We often hear the phrase, “You never get a second change to make a first impression!” Remember, you are marketing yourself to a potential employer, and the first thing the employer sees is your attire; thus, you must make every effort to have the proper dress for the type of job you are seeking.
One of the most important things to understand about dressing for success is to understand the parameters on what and who defines professional dress. Whether or not you agree with what constitutes professional dress, you will always be evaluated and perhaps judged based on how you are dressed. With cover letters, it’s the opening paragraph that lets the employer know that you know what you want. With a resumes or CV, it is a quick scan of your education and accomplishments. With the job interview, it’s how you’re dressed that sets the tone of the interview.
Dressing conservatively and modestly is always the safest route, but you should also try and do a little investigating of your prospective employer so that what you wear to the interview makes you look as though you fit in with the organization. If you overdress (which is rare but can happen) or underdress (the more likely scenario), the potential employer may feel that you don’t care enough about the job.

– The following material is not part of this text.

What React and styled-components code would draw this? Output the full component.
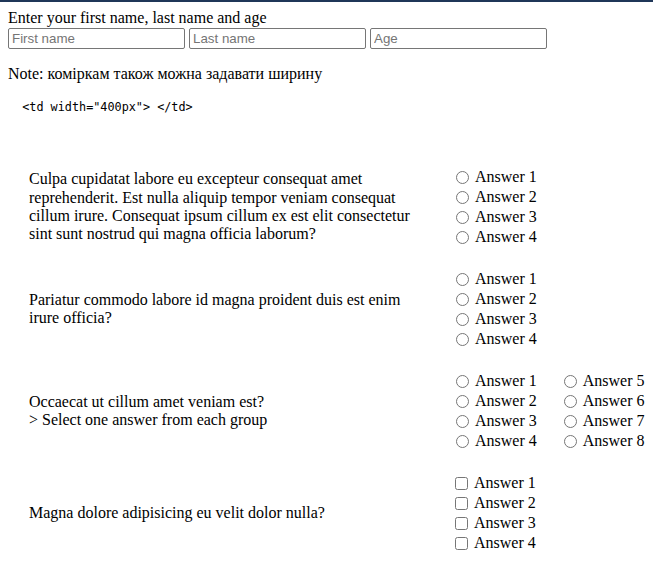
import React from "react";
import styled, { createGlobalStyle } from "styled-components";

const GlobalStyle = createGlobalStyle`
  html {
    border-top: 2px solid #1f3658;
    background: white;
  }
  body {
    margin: 6px 8px 8px;
    font-family: "Liberation Serif", "Times New Roman", serif;
    font-size: 16px;
    color: #000;
  }
`;

const Intro = styled.div`
  padding-top: 1px;
  line-height: 18px;
`;

const InputRow = styled.div`
  display: flex;
  gap: 4px;
  margin-top: 1px;
`;

const TextInput = styled.input`
  box-sizing: border-box;
  width: 177px;
  height: 21px;
  padding: 1px 3px;
  border: 1px solid #767676;
  border-radius: 2px;
  font-family: "Liberation Sans", Arial, sans-serif;
  font-size: 13.33px;

  &::placeholder {
    color: #757575;
  }
`;

const Note = styled.p`
  margin: 16px 0 17px;
  line-height: 18px;
`;

const Code = styled.pre`
  margin: 0;
  font-family: "DejaVu Sans Mono", "Liberation Mono", monospace;
  font-size: 11.8px;
  line-height: 14px;
  color: #000;
`;

const Questions = styled.div`
  display: grid;
  grid-template-columns: 400px max-content max-content;
  column-gap: 22px;
  row-gap: 22px;
  align-items: center;
  margin: 53px 0 0 21px;
`;

const Question = styled.div`
  grid-column: 1;
  line-height: 18.4px;
`;

const Group = styled.div`
  display: flex;
  flex-direction: column;
`;

const Answer = styled.label`
  display: flex;
  align-items: center;
  height: 20px;
  white-space: nowrap;
`;

const Choice = styled.input`
  width: 13px;
  height: 13px;
  margin: 0 6px 0 ${p => (p.type === "checkbox" ? "4px" : "5px")};
  accent-color: #767676;
`;

const AnswerGroup = ({ name, from, type = "radio" }) => (
  <Group>
    {[0, 1, 2, 3].map(i => (
      <Answer key={i}>
        <Choice type={type} name={name} />
        Answer {from + i}
      </Answer>
    ))}
  </Group>
);

const App = () => {
  return (
    <>
      <GlobalStyle />
      <Intro>Enter your first name, last name and age</Intro>
      <InputRow>
        <TextInput type="text" placeholder="First name" />
        <TextInput type="text" placeholder="Last name" />
        <TextInput type="text" placeholder="Age" />
      </InputRow>
      <Note>Note: коміркам також можна задавати ширину</Note>
      <Code>{'  <td width="400px"> </td>'}</Code>
      <Questions>
        <Question>
          Culpa cupidatat labore eu excepteur consequat amet reprehenderit. Est
          nulla aliquip tempor veniam consequat cillum irure. Consequat ipsum
          cillum ex est elit consectetur sint sunt nostrud qui magna officia
          laborum?
        </Question>
        <AnswerGroup name="q1" from={1} />
        <div />

        <Question>
          Pariatur commodo labore id magna proident duis est enim irure officia?
        </Question>
        <AnswerGroup name="q2" from={1} />
        <div />

        <Question>
          Occaecat ut cillum amet veniam est?
          <br />
          &gt; Select one answer from each group
        </Question>
        <AnswerGroup name="q3a" from={1} />
        <AnswerGroup name="q3b" from={5} />

        <Question>Magna dolore adipisicing eu velit dolor nulla?</Question>
        <AnswerGroup name="q4" from={1} type="checkbox" />
        <div />
      </Questions>
    </>
  );
};

export default App;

How do you find out what is the proper dress for a given job/company/industry? You can call the Human Resources office where you are interviewing and simply ask. Or, you could visit the company’s office to retrieve an application or other company information and observe the attire current employees are wearing — though make sure you are not there on a “casual day” and misinterpret the dress code.
Finally, do you need to run out and spend a lot of money on clothes for interviewing? No, but you should make sure you have at least two professional sets of attire. You’ll need more than that, but depending on your current financial condition, two is enough to get started and you can buy more once you have the job or have more financial resources.
Attention to details is crucial, so here are some tips from our workshops for both men and women.
Make sure you have:
- Clean and well shined, dark conservative dress shoes
- Clothing should be comfortable and well fitting
- Well-groomed hairstyle (long hair should be worn up)
- Facial hair should be trimmed to reflect well groomed appearance
- Cleaned and trimmed fingernails
- Avoid strong cologne or perfume
- No visible body piercing beyond conservative ear piercings for women
- Well-brushed teeth and fresh breath
- Do not have dry lips or display dry skin
- No gum, candy, or other objects in your mouth
- Minimal jewelry and none should make noise or draw attention
- No foul body odor
Finally, check your attire in the rest room just before your interview for a final check of your appearance — to make sure your tie is straight, your hair is combed, etc.